Polimex-Mostostal S.A. is not the only large Polish construction firm experiencing serious trouble after entering a contract with the GDDKiA for infrastructure projects. Other firms, such as Dolnośląskie Surowce Skalne S.A., Poldim S.A., Hydrobudowa Polska S.A., Aprivia S.A. and PGB S.A., filed for bankruptcy in 2012. The bankruptcies of the big companies had a domino effect on smaller ones usually acting locally as subcontractors. Thousands of people lost their jobs in the construction sector.
But Polish companies are not the only ones in trouble after dealing with the Polish government in road construction projects. Several foreign civil engineering companies – such as the Austrian company, Alpine Bau, Czech company, Boegle a Krysl, and Irish company, SIAC Construction Limited – are also in financial difficulties after the GDDKiA rescinded or terminated its contracts with them and exercised the given performance bonds.
Also, Chinese company China Overseas Engineering Group Co. (Covec), a subsidiary of China Railway Group, one of Asia’s largest construction and engineering companies, lost a construction deal in Poland when the GDDKiA cancelled that contract after payment disputes.
Currently, several contractors are in legal battles with the GDDKiA trying to recover millions of euros they claim that GDDKiA owns them due to groundless termination of contracts and illegal exercise of performance bonds. The situation in the construction sector in Poland was even brought to the European Commission’s attention, which investigated the way the European funds were handed out by the Polish government.
So what went wrong? Most importantly, who is to blame for the difficulties the Polish construction sector is experiencing? The general constructors and GDDKiA are pointing fingers at each other. But the problem is more complex than one may expect.
The contractors argue that the GDDKiA did not do its job properly when preparing the planning and construction documentation for specific projects. Moreover, the GDDKiA often failed to prepare the site in a timely manner and handed over the latter to the contractors with significant delays. In many cases, the contractors could not start the work because neither the required construction nor environmental permits were issued by the administration.

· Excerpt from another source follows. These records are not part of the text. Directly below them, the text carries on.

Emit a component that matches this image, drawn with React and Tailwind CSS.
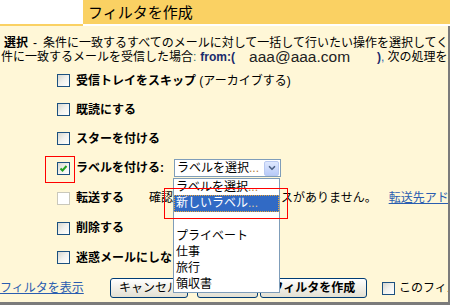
import { ChevronDown } from "lucide-react";

const Box = ({ checked, disabled }) => (
    <span
        className={
            "relative inline-block w-[13px] h-[13px] shrink-0 border " +
            (disabled
                ? "border-[#cac8bb] bg-white"
                : "border-[#1c5180] bg-linear-to-br from-[#d6d6cf] via-[#f2f2ee] to-white")
        }
    >
        {checked && (
            <svg viewBox="0 0 11 11" className="absolute left-0 top-0 w-[11px] h-[11px]">
                <path d="M2.5 5.5 L4.5 7.5 L8.5 3" fill="none" stroke="#21a121" strokeWidth="2" />
            </svg>
        )}
    </span>
);

const Row = ({ h, children }) => (
    <div className={"flex items-center pl-[57px] gap-[6px] whitespace-nowrap " + h}>{children}</div>
);

const Dots = () => <span className="text-[#b07a3a]">...</span>;

export default function App() {
    return (
        <div
            className="w-[450px] h-[305px] overflow-hidden bg-white text-black text-[12px]"
            style={{ fontFamily: '"Liberation Sans", "Noto Sans CJK JP", sans-serif' }}
        >
            {/* header tab */}
            <div className="flex h-[26px]">
                <div className="w-[83px] bg-white border-b-2 border-[#fad163]" />
                <div className="flex-1 bg-[#fad163] border-b-2 border-white pl-[5px] pt-[2px] text-[15px] leading-[22px]">
                    フィルタを作成
                </div>
            </div>

            <div className="relative h-[279px] bg-[#fff7d7] border-r-2 border-b-[3px] border-[#7b7b7b] overflow-hidden">
                <div className="pt-[10px]">
                    <div className="h-[14px] leading-[14px] pl-[4px] whitespace-nowrap flex">
                        <b className="shrink-0">選択</b>
                        <span className="shrink-0 ml-[5px]">-</span>
                        <span className="shrink-0 ml-[6px]">条件に一致するすべてのメールに対して一括して行いたい操作を選択してください。</span>
                    </div>
                    <div className="h-[14px] leading-[14px] pl-[1px] whitespace-nowrap flex items-center">
                        <span className="shrink-0">件に一致するメールを受信した場合</span>
                        <span className="shrink-0 text-[#2f6f6f]">:</span>
                        <b className="shrink-0 ml-[4px] text-[#1a2a6c]">from:(</b>
                        <span className="shrink-0 ml-[14px] text-[15.5px] text-[#222]">aaa@aaa.com</span>
                        <b className="shrink-0 ml-[27px] text-[#1a2a6c]">)</b>
                        <span className="shrink-0 text-[#2a5db0]">,</span>
                        <span className="shrink-0 ml-[3px]">次の処理を実行します:</span>
                    </div>
                </div>

                <div className="mt-[2px]">
                    <Row h="h-[29px]">
                        <Box />
                        <span className="shrink-0">
                            <b>受信トレイをスキップ</b> (アーカイブする)
                        </span>
                    </Row>
                    <Row h="h-[29px]">
                        <Box />
                        <b>既読にする</b>
                    </Row>
                    <Row h="h-[29px]">
                        <Box />
                        <b>スターを付ける</b>
                    </Row>
                    <Row h="h-[30px]">
                        <Box checked />
                        <b className="w-[92px] shrink-0">ラベルを付ける:</b>
                        <div className="w-[107px] h-[18px] shrink-0 border border-[#7f9db9] bg-white flex items-center justify-between">
                            <span className="pl-[2px] leading-[16px]">
                                ラベルを選択<Dots />
                            </span>
                            <span className="w-[15px] h-[15px] mr-[1px] rounded-[2px] border border-[#b9c9f1] bg-linear-to-b from-[#dfe8fe] to-[#b9cbf8] flex items-center justify-center">
                                <ChevronDown className="w-[10px] h-[10px] text-[#4d6185]" strokeWidth={4} />
                            </span>
                        </div>
                    </Row>
                    <Row h="h-[30px]">
                        <Box disabled />
                        <b className="w-[67px] shrink-0">転送する</b>
                        <span className="shrink-0">確認済みの転送先アドレスがありません。</span>
                        <a className="shrink-0 ml-[6px] text-[#2a5db0] underline">転送先アドレスを追加</a>
                    </Row>
                    <Row h="h-[30px]">
                        <Box />
                        <b>削除する</b>
                    </Row>
                    <Row h="h-[29px]">
                        <Box />
                        <b>迷惑メールにしない</b>
                    </Row>
                </div>

                <div className="flex items-center h-[20px] mt-[6px] whitespace-nowrap">
                    <a className="w-[110px] shrink-0 text-[#2a5db0] underline">フィルタを表示</a>
                    <button className="w-[78px] h-[20px] shrink-0 rounded-[3px] border border-[#003c74] bg-linear-to-b from-white to-[#e3e0d2]">
                        キャンセル
                    </button>
                    <button className="ml-[9px] w-[61px] h-[20px] shrink-0 rounded-[3px] border border-[#003c74] bg-linear-to-b from-white to-[#e3e0d2]">
                        テスト
                    </button>
                    <button className="ml-[2px] w-[107px] h-[20px] shrink-0 rounded-[3px] border border-[#003c74] bg-linear-to-b from-white to-[#e3e0d2] font-bold">
                        フィルタを作成
                    </button>
                    <span className="ml-[15px] shrink-0 flex items-center gap-[4px]">
                        <Box />
                        <span>このフィルタを適用</span>
                    </span>
                </div>

                {/* open select list */}
                <div className="absolute left-[173px] top-[152px] w-[107px] border border-[#7f9db9] bg-white whitespace-nowrap">
                    <div className="h-[16px] leading-[16px] pl-[2px]">
                        ラベルを選択<Dots />
                    </div>
                    <div className="h-[17px] leading-[15px] bg-[#316ac5] text-white border border-dotted border-[#e9a53a] pl-[1px]">
                        新しいラベル<span className="text-[#d9c9a0]">...</span>
                    </div>
                    <div className="h-[16px] leading-[12px] pl-[2px] text-[#b9b9b9] text-[10px]">----</div>
                    <div className="h-[16px] leading-[16px] pl-[2px]">プライベート</div>
                    <div className="h-[16px] leading-[16px] pl-[2px]">仕事</div>
                    <div className="h-[16px] leading-[16px] pl-[2px]">旅行</div>
                    <div className="h-[16px] leading-[16px] pl-[2px]">領収書</div>
                </div>

                {/* red annotation boxes */}
                <div className="absolute left-[45px] top-[130px] w-[30px] h-[27px] border border-[#ff0000]" />
                <div className="absolute left-[164px] top-[162px] w-[124px] h-[31px] border border-[#ff0000]" />
            </div>
        </div>
    );
}
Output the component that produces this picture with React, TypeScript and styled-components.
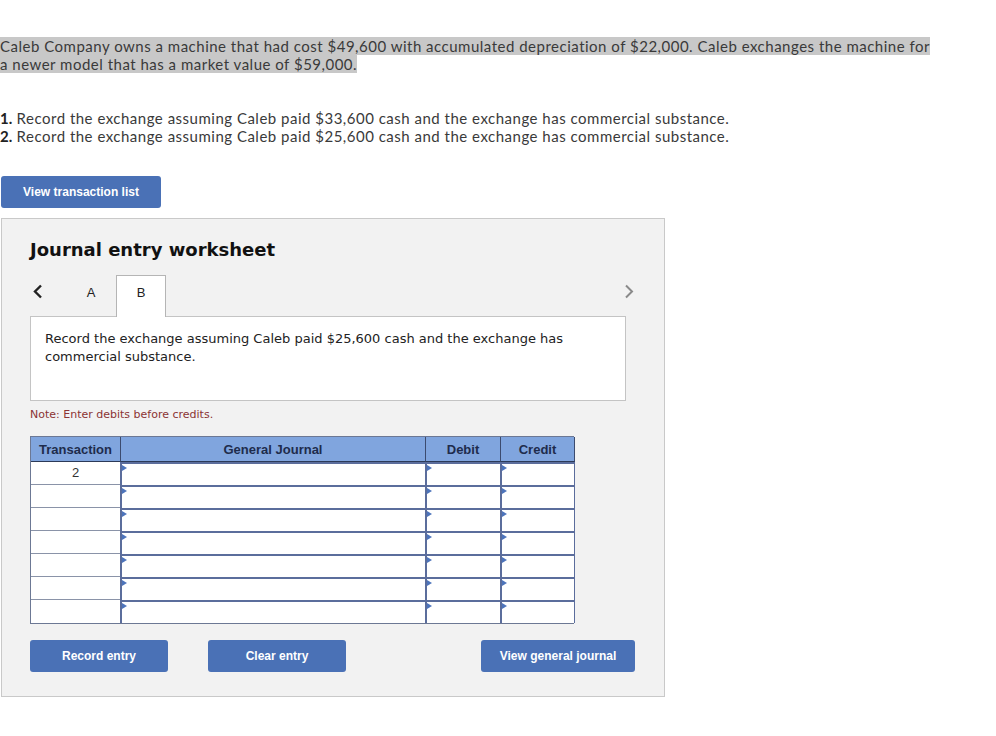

Another factor that the construction companies are highlighting is the exorbitant rise in prices of construction materials in Poland, caused mostly by enormous demand from the accumulation of a large number of construction works in the region. The contractors indicate that the road construction contracts were signed at a low margin, so after the unexpected rise in construction material costs (in some cases ten-fold), such contracts were no longer profitable. Most of the companies tried to renegotiate the contracts based on the unexpected increase in prices in raw materials. But GDDKiA in most cases rejected such attempts, insisting that the works be completed at the prices agreed in the contracts.
Here comes the real problem. Poland does not incorporate into its contracts theprovisions set out by the International Federation of Consulting Engineers(FIDIC), which divides the risk equally between the parties. The general terms of a contract revealed by the GDDKiA at the time of bidding are not negotiable and the companies have no choice but to accept them or walk away. So, the bidders accept the general terms hoping that they will be able to renegotiate them when they negotiate the proper contract. However, the contracts imposed by the GDDKiA lacked MAC clauses, often offloading the risk on the constructors, making them assume the risk of possible project changes, supplementing documents and land repossession.
Polish law and procurement methods also come in for widespread criticism. The contracts are awarded on the lower price criterion. As there is intense competition in the market, many companies bid below the real construction costs or with a low profit margin in order to win the tender. Covec’s offer to build the two sections of the A2 Motorway was lower by almost 50 percent than the GDDKiA had estimated.
Unprofitable contracts for the contractors and the GDDKiA’s inflexibility in renegotiating them usually result in the rescission or termination of the contract by one or both parties. Subsequently, the GDDKiA exercise the bank or insurance guarantees issued for the benefit of the constructors while the contractors take legal action to block such actions. It is estimated that the total value of contractor claims against the GDDKiA exceeds €2bn.
Many market analysts believe that the worst years are behind for the Polish road construction sector. Despite its bad international reputation, the GDDKiA is not concerned about the lack of interest in tenders organised for different infrastructure projects. Surprisingly enough, more than 20 companies usually line up to participate in the procurement procedures organised by the GDDKiA. According to the National Road Construction Program for 2013-15, approximately €10bn will be allocated for road construction in Poland and 50 tenders are on the table. But this leaves us with the question of whether large European construction companies will still be interested in becoming involved in Polish infrastructure projects.